Repeat the material exactly, every line of it.
-- Start --
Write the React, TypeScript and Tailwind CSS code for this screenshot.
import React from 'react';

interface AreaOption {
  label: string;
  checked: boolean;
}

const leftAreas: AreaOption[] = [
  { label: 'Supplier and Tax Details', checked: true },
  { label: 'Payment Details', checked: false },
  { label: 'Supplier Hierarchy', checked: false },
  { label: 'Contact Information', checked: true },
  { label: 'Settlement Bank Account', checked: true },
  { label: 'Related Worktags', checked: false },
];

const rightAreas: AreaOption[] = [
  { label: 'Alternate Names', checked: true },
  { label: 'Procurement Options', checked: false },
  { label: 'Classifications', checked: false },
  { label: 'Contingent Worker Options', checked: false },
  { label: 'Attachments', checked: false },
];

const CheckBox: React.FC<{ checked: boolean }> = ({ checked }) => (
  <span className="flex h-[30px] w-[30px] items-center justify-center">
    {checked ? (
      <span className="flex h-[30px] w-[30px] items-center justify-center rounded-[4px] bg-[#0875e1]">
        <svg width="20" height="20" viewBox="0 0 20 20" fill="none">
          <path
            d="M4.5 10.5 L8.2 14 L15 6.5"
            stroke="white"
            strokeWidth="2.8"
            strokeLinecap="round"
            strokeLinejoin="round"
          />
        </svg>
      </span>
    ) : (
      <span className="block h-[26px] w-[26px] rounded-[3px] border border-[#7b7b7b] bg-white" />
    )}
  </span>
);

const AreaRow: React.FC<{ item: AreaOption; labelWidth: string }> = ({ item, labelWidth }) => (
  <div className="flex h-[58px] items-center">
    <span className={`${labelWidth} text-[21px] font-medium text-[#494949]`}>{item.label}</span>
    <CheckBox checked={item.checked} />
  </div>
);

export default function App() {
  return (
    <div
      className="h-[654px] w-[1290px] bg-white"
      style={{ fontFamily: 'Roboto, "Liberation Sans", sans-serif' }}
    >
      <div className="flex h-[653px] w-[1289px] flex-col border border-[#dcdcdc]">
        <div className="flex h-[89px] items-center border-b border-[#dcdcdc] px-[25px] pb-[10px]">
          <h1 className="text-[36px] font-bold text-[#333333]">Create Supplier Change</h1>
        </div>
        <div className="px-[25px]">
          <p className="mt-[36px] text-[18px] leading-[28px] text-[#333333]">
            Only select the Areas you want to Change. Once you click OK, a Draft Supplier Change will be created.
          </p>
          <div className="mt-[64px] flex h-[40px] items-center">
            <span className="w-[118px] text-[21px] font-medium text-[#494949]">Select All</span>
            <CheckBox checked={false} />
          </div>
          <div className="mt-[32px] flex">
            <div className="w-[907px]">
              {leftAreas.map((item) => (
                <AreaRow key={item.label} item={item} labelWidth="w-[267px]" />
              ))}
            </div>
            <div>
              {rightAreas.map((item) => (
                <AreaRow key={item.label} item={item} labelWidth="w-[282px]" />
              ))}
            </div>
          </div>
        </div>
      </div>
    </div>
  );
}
-- End --
- Answer below
Write the React, TypeScript and Tailwind CSS code for this screenshot.
import React from 'react';

interface AreaOption {
  label: string;
  checked: boolean;
}

const leftAreas: AreaOption[] = [
  { label: 'Supplier and Tax Details', checked: true },
  { label: 'Payment Details', checked: false },
  { label: 'Supplier Hierarchy', checked: false },
  { label: 'Contact Information', checked: true },
  { label: 'Settlement Bank Account', checked: true },
  { label: 'Related Worktags', checked: false },
];

const rightAreas: AreaOption[] = [
  { label: 'Alternate Names', checked: true },
  { label: 'Procurement Options', checked: false },
  { label: 'Classifications', checked: false },
  { label: 'Contingent Worker Options', checked: false },
  { label: 'Attachments', checked: false },
];

const CheckBox: React.FC<{ checked: boolean }> = ({ checked }) => (
  <span className="flex h-[30px] w-[30px] items-center justify-center">
    {checked ? (
      <span className="flex h-[30px] w-[30px] items-center justify-center rounded-[4px] bg-[#0875e1]">
        <svg width="20" height="20" viewBox="0 0 20 20" fill="none">
          <path
            d="M4.5 10.5 L8.2 14 L15 6.5"
            stroke="white"
            strokeWidth="2.8"
            strokeLinecap="round"
            strokeLinejoin="round"
          />
        </svg>
      </span>
    ) : (
      <span className="block h-[26px] w-[26px] rounded-[3px] border border-[#7b7b7b] bg-white" />
    )}
  </span>
);

const AreaRow: React.FC<{ item: AreaOption; labelWidth: string }> = ({ item, labelWidth }) => (
  <div className="flex h-[58px] items-center">
    <span className={`${labelWidth} text-[21px] font-medium text-[#494949]`}>{item.label}</span>
    <CheckBox checked={item.checked} />
  </div>
);

export default function App() {
  return (
    <div
      className="h-[654px] w-[1290px] bg-white"
      style={{ fontFamily: 'Roboto, "Liberation Sans", sans-serif' }}
    >
      <div className="flex h-[653px] w-[1289px] flex-col border border-[#dcdcdc]">
        <div className="flex h-[89px] items-center border-b border-[#dcdcdc] px-[25px] pb-[10px]">
          <h1 className="text-[36px] font-bold text-[#333333]">Create Supplier Change</h1>
        </div>
        <div className="px-[25px]">
          <p className="mt-[36px] text-[18px] leading-[28px] text-[#333333]">
            Only select the Areas you want to Change. Once you click OK, a Draft Supplier Change will be created.
          </p>
          <div className="mt-[64px] flex h-[40px] items-center">
            <span className="w-[118px] text-[21px] font-medium text-[#494949]">Select All</span>
            <CheckBox checked={false} />
          </div>
          <div className="mt-[32px] flex">
            <div className="w-[907px]">
              {leftAreas.map((item) => (
                <AreaRow key={item.label} item={item} labelWidth="w-[267px]" />
              ))}
            </div>
            <div>
              {rightAreas.map((item) => (
                <AreaRow key={item.label} item={item} labelWidth="w-[282px]" />
              ))}
            </div>
          </div>
        </div>
      </div>
    </div>
  );
}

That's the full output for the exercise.